_Your objective:_ Where the string "styles" occurs in the material below, report the whole line.

Interface markup and scripts

□ □ □ □ □

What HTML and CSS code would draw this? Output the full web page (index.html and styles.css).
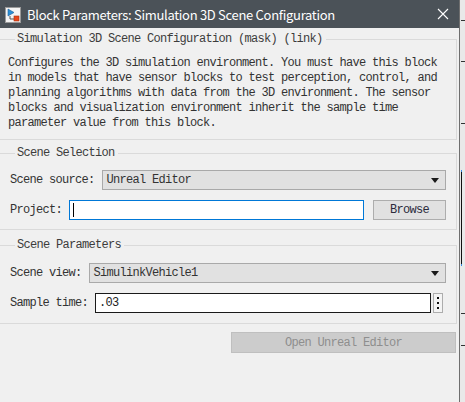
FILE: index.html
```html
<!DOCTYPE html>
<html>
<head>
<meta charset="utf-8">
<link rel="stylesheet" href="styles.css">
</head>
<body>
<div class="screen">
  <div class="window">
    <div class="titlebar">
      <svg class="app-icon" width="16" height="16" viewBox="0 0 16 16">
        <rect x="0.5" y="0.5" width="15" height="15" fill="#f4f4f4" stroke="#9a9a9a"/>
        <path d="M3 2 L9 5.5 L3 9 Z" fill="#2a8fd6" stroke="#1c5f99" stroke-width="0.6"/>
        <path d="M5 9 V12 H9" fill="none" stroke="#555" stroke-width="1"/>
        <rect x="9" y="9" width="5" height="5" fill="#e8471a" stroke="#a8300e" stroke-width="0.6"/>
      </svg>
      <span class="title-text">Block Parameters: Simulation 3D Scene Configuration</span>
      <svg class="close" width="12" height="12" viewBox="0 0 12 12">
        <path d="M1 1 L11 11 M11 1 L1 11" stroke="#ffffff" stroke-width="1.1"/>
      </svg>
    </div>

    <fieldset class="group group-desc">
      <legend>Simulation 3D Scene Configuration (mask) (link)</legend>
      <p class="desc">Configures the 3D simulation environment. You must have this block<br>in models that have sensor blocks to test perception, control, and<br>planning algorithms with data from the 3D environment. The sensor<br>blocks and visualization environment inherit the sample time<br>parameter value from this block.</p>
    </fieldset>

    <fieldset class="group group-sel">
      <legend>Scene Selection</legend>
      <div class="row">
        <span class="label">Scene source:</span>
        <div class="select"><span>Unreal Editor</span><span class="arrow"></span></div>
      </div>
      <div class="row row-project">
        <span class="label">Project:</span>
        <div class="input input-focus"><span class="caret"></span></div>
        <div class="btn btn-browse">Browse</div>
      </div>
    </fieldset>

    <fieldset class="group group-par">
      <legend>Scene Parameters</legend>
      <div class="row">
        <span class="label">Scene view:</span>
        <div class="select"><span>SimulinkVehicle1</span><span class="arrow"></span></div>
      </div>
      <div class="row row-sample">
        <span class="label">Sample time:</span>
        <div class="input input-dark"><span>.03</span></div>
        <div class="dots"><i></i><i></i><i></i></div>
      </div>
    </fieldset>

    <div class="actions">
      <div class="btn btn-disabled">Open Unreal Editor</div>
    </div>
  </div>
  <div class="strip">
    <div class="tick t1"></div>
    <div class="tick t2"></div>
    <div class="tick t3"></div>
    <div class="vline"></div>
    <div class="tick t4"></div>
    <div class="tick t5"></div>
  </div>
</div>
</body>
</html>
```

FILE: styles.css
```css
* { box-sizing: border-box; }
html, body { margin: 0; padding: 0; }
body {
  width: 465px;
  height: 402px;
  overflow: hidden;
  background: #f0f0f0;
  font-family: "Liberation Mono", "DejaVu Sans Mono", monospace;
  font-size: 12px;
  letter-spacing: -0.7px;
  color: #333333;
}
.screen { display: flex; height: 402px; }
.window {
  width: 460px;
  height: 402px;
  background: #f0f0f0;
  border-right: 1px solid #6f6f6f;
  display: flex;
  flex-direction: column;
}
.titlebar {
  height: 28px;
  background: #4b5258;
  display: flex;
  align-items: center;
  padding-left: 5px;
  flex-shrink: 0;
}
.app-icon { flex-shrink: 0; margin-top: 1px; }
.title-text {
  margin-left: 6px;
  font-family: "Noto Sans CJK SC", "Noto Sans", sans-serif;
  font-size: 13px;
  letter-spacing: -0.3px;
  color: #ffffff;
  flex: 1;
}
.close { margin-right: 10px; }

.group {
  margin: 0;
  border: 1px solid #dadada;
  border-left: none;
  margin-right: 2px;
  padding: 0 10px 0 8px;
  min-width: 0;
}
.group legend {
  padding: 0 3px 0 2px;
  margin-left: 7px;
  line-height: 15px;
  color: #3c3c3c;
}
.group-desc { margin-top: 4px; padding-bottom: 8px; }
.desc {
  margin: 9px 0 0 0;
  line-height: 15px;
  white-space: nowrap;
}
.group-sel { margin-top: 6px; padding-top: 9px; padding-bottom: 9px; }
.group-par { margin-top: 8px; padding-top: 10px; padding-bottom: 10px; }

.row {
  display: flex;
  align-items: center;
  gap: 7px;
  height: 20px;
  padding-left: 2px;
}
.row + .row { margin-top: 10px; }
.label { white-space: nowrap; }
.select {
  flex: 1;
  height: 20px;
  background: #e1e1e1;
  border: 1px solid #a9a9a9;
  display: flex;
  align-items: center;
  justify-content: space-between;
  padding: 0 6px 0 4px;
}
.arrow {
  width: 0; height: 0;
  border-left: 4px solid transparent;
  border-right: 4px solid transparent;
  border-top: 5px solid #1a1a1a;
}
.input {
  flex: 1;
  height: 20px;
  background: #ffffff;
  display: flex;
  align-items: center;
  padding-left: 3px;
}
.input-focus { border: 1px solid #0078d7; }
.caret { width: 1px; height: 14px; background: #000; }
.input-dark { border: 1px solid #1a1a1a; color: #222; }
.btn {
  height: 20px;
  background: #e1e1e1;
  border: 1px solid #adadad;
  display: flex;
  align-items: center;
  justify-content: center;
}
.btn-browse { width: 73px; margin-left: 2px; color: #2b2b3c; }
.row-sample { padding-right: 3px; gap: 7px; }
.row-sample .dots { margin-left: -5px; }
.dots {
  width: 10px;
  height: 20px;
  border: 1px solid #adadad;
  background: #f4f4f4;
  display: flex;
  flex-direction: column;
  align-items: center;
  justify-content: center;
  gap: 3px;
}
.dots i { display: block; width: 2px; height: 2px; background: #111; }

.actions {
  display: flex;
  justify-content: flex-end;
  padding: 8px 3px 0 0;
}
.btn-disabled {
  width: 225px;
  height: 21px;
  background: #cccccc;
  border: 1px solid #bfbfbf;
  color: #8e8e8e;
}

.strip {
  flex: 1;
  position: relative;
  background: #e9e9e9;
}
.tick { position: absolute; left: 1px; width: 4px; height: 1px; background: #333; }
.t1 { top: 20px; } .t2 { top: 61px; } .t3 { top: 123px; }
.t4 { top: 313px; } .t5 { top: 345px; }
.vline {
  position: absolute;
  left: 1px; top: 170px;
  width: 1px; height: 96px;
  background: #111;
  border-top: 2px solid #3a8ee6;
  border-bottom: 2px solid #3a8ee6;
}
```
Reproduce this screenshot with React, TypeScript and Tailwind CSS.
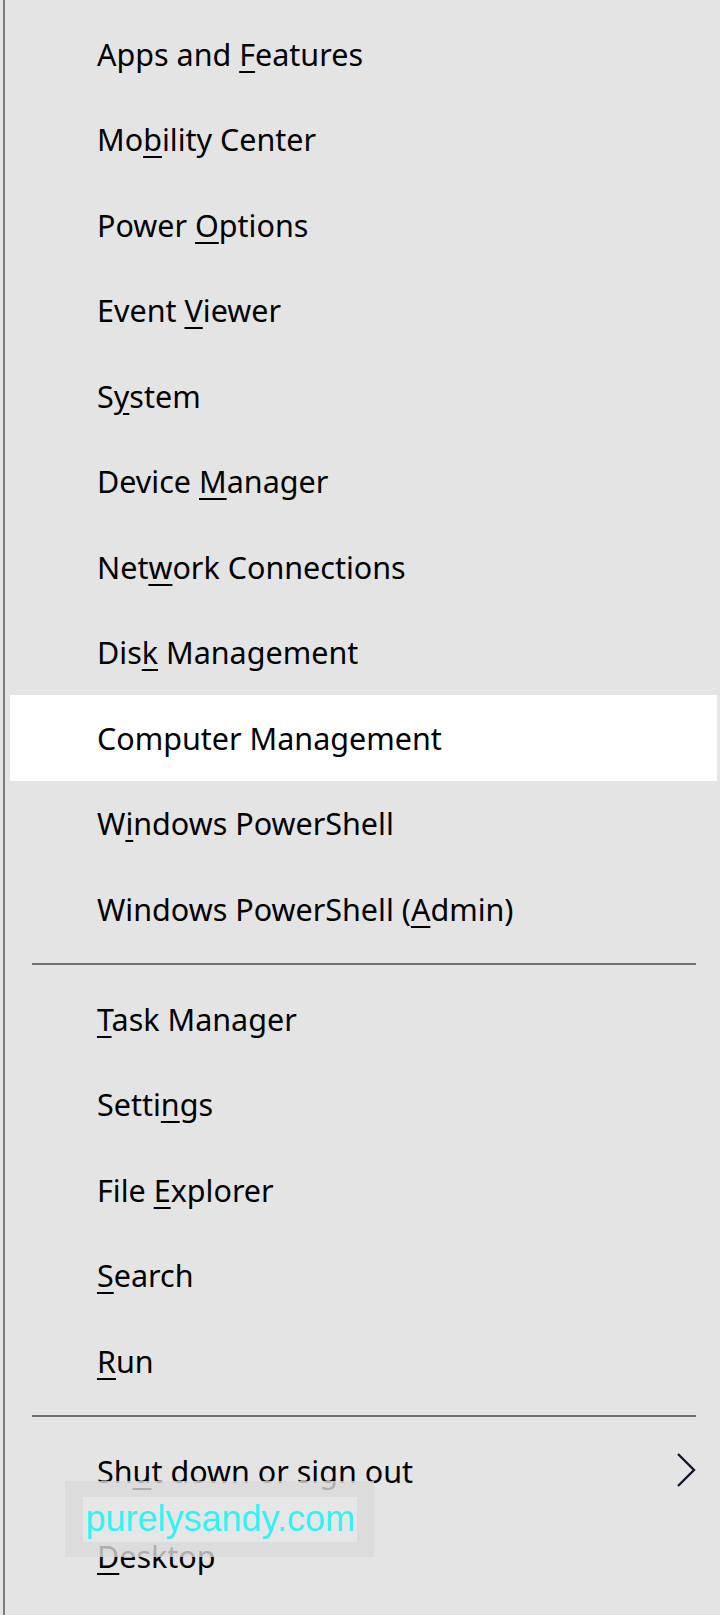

□ □ □ □ □

_Exercise answer:_
What HTML and CSS code would draw this? Output the full web page (index.html and styles.css).
<link rel="stylesheet" href="styles.css">
FILE: styles.css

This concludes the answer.